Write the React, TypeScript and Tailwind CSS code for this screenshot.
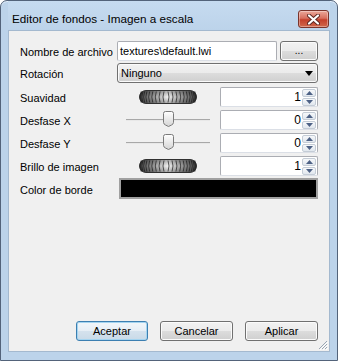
import React from 'react'

const btn =
  'bg-[linear-gradient(180deg,#f2f2f2_0%,#ebebeb_49%,#dddddd_50%,#cfcfcf_100%)] border border-[#707070] rounded-[3px] shadow-[inset_0_0_0_1px_#fbfbfb]'

function JogWheel() {
  const ridges = Array.from({ length: 21 }, (_, i) => 29 - 27 * Math.cos((Math.PI * (i + 0.5)) / 21))
  return (
    <svg width="58" height="14" viewBox="0 0 58 14">
      <defs>
        <linearGradient id="jw" x1="0" x2="1" y1="0" y2="0">
          <stop offset="0" stopColor="#4a4a4a" />
          <stop offset="0.25" stopColor="#9a9a9a" />
          <stop offset="0.5" stopColor="#f4f4f4" />
          <stop offset="0.75" stopColor="#9a9a9a" />
          <stop offset="1" stopColor="#4a4a4a" />
        </linearGradient>
        <linearGradient id="jv" x1="0" x2="0" y1="0" y2="1">
          <stop offset="0" stopColor="#000" stopOpacity="0.3" />
          <stop offset="0.5" stopColor="#000" stopOpacity="0" />
          <stop offset="1" stopColor="#000" stopOpacity="0.3" />
        </linearGradient>
      </defs>
      <rect x="0.5" y="0.5" width="57" height="13" rx="6.5" fill="url(#jw)" stroke="#3a3a3a" />
      {ridges.map((x, i) => (
        <path
          key={i}
          d={`M${x} 1.5 Q${x + (x < 29 ? -2 : 2)} 7 ${x} 12.5`}
          stroke="#222"
          strokeOpacity="0.8"
          strokeWidth="0.9"
          fill="none"
        />
      ))}
      <rect x="0.5" y="0.5" width="57" height="13" rx="6.5" fill="url(#jv)" />
    </svg>
  )
}

function Slider() {
  return (
    <div className="relative w-[84px] h-[16px] flex items-center">
      <div className="w-full h-[2px] bg-[#e8e8e8] border-t border-[#a8a8a8]" />
      {/* thumb */}
      <svg className="absolute left-[37px] top-[-1px]" width="11" height="16" viewBox="0 0 11 16">
        <defs>
          <linearGradient id="th" x1="0" x2="0" y1="0" y2="1">
            <stop offset="0" stopColor="#ffffff" />
            <stop offset="1" stopColor="#d4d4d4" />
          </linearGradient>
        </defs>
        <path
          d="M0.5 2.5 Q0.5 0.5 2.5 0.5 H8.5 Q10.5 0.5 10.5 2.5 V11.5 Q10.5 13 8.5 14 L5.5 15.5 L2.5 14 Q0.5 13 0.5 11.5 Z"
          fill="url(#th)"
          stroke="#7a7a7a"
        />
      </svg>
    </div>
  )
}

function Arrow({ up }: { up?: boolean }) {
  return (
    <div className="h-[8px] w-[14px] flex items-center justify-center rounded-[2px] border border-[#c4ccd6] bg-[linear-gradient(180deg,#f6f8fa,#e1e7ee)]">
      <svg width="7" height="4" viewBox="0 0 7 4">
        <path d={up ? 'M0 4 L3.5 0 L7 4 Z' : 'M0 0 L3.5 4 L7 0 Z'} fill="#4d6185" />
      </svg>
    </div>
  )
}

function Spin({ value }: { value: string }) {
  return (
    <div className="w-[98px] h-[20px] flex items-center bg-white border border-[#abadb3] border-b-[#dbdfe6] rounded-[2px]">
      <span className="flex-1 text-right pr-[1px] text-[12px] leading-none">{value}</span>
      <div className="flex flex-col gap-px mr-[1px]">
        <Arrow up />
        <Arrow />
      </div>
    </div>
  )
}

function Label({ children }: { children: React.ReactNode }) {
  return <div className="w-[97px] shrink-0 pt-[3px] text-[11px] leading-none">{children}</div>
}

export default function App() {
  return (
    <div
      className="relative flex flex-col w-[338px] h-[361px] rounded-t-[7px] border border-[#53637a] bg-[#bcd3ea] px-[7px] pb-[8px] text-black shadow-[inset_0_1px_0_#e3eefa]"
      style={{ fontFamily: '"Liberation Sans", Arial, sans-serif' }}
    >
      {/* Title bar */}
      <div className="h-[29px] flex items-start justify-between bg-[linear-gradient(180deg,#c6dbf0,#bcd3ea)]">
        <span className="pl-[4px] pt-[12px] text-[11.7px] leading-none">Editor de fondos - Imagen a escala</span>
        <div className="mt-[9px] mr-[1px] w-[31px] h-[18px] flex items-center justify-center rounded-[3px] border border-[#7a342b] bg-[linear-gradient(180deg,#eba89a_0%,#d8705f_45%,#c4402b_55%,#d0684c_100%)] shadow-[inset_0_0_0_1px_rgba(255,255,255,0.35)]">
          <svg width="13" height="11" viewBox="0 0 13 11">
            <path d="M2 1.5 L11 9.5 M11 1.5 L2 9.5" stroke="#5a2620" strokeWidth="4" strokeLinecap="round" />
            <path d="M2 1.5 L11 9.5 M11 1.5 L2 9.5" stroke="#ffffff" strokeWidth="2.2" strokeLinecap="round" />
          </svg>
        </div>
      </div>

      {/* Client area */}
      <div className="relative flex-1 flex flex-col bg-[#f0f0f0] border border-[#a4b9cf] px-[11px] pt-[10px] pb-[10px]">
        <div className="flex items-center h-[20px]">
          <Label>Nombre de archivo</Label>
          <div className="w-[160px] h-[20px] flex items-center pl-[2px] bg-white border border-[#abadb3] border-b-[#dbdfe6] rounded-[2px] text-[11px] leading-none">
            {'textures\\default.lwi'}
          </div>
          <button className={`ml-[3px] w-[38px] h-[20px] flex items-end justify-center pb-[4px] text-[10px] leading-none ${btn}`}>
            ...
          </button>
        </div>

        <div className="flex items-center h-[20px] mt-[2px]">
          <Label>Rotación</Label>
          <div className={`flex-1 h-[20px] flex items-center justify-between pl-[3px] pr-[4px] text-[11px] leading-none ${btn}`}>
            <span>Ninguno</span>
            <svg width="8" height="5" viewBox="0 0 8 5">
              <path d="M0 0 H8 L4 5 Z" fill="#000" />
            </svg>
          </div>
        </div>

        <div className="flex items-center h-[20px] mt-[4px]">
          <Label>Suavidad</Label>
          <div className="w-[103px] flex justify-center pr-[1px]">
            <JogWheel />
          </div>
          <Spin value="1" />
        </div>

        <div className="flex items-center h-[20px] mt-[3px]">
          <Label>Desfase X</Label>
          <div className="w-[103px] flex justify-center pr-[1px]">
            <Slider />
          </div>
          <Spin value="0" />
        </div>

        <div className="flex items-center h-[20px] mt-[3px]">
          <Label>Desfase Y</Label>
          <div className="w-[103px] flex justify-center pr-[1px]">
            <Slider />
          </div>
          <Spin value="0" />
        </div>

        <div className="flex items-center h-[20px] mt-[3px]">
          <Label>Brillo de imagen</Label>
          <div className="w-[103px] flex justify-center pr-[1px]">
            <JogWheel />
          </div>
          <Spin value="1" />
        </div>

        <div className="flex items-center h-[21px] mt-[2px]">
          <Label>Color de borde</Label>
          <div className="ml-[2px] flex-1 h-[21px] bg-black border-2 border-[#a0a0a0]" />
        </div>

        <div className="flex-1" />

        <div className="flex justify-end gap-[12px] text-[11px] leading-none">
          <button className="w-[72px] h-[20px] rounded-[3px] border border-[#3c7fb1] bg-[linear-gradient(180deg,#f1f6fa_0%,#e6eef5_49%,#d5e2ed_50%,#c9dae8_100%)] shadow-[inset_0_0_0_1px_#a4d4f0]">
            Aceptar
          </button>
          <button className={`w-[73px] h-[20px] ${btn}`}>Cancelar</button>
          <button className={`w-[73px] h-[20px] ${btn}`}>Aplicar</button>
        </div>

        {/* size grip */}
        <svg className="absolute right-[1px] bottom-[1px]" width="11" height="11" viewBox="0 0 11 11">
          <path d="M10 2 L2 10 M10 5 L5 10 M10 8 L8 10" stroke="#9aa6b3" strokeWidth="1" />
          <path d="M11 3 L3 11 M11 6 L6 11 M11 9 L9 11" stroke="#ffffff" strokeWidth="1" />
        </svg>
      </div>
    </div>
  )
}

* _Directive_: Copy exactly the lines running from the beginning of the listing through the line that has "border-[#707070] rounded-[3px] shadow-[inset_0_0_0_1px_#fbfbfb]'". Drop the pictures.

* _Answer to the exercise_:
Write the React, TypeScript and Tailwind CSS code for this screenshot.
import React from 'react'

const btn =
  'bg-[linear-gradient(180deg,#f2f2f2_0%,#ebebeb_49%,#dddddd_50%,#cfcfcf_100%)] border border-[#707070] rounded-[3px] shadow-[inset_0_0_0_1px_#fbfbfb]'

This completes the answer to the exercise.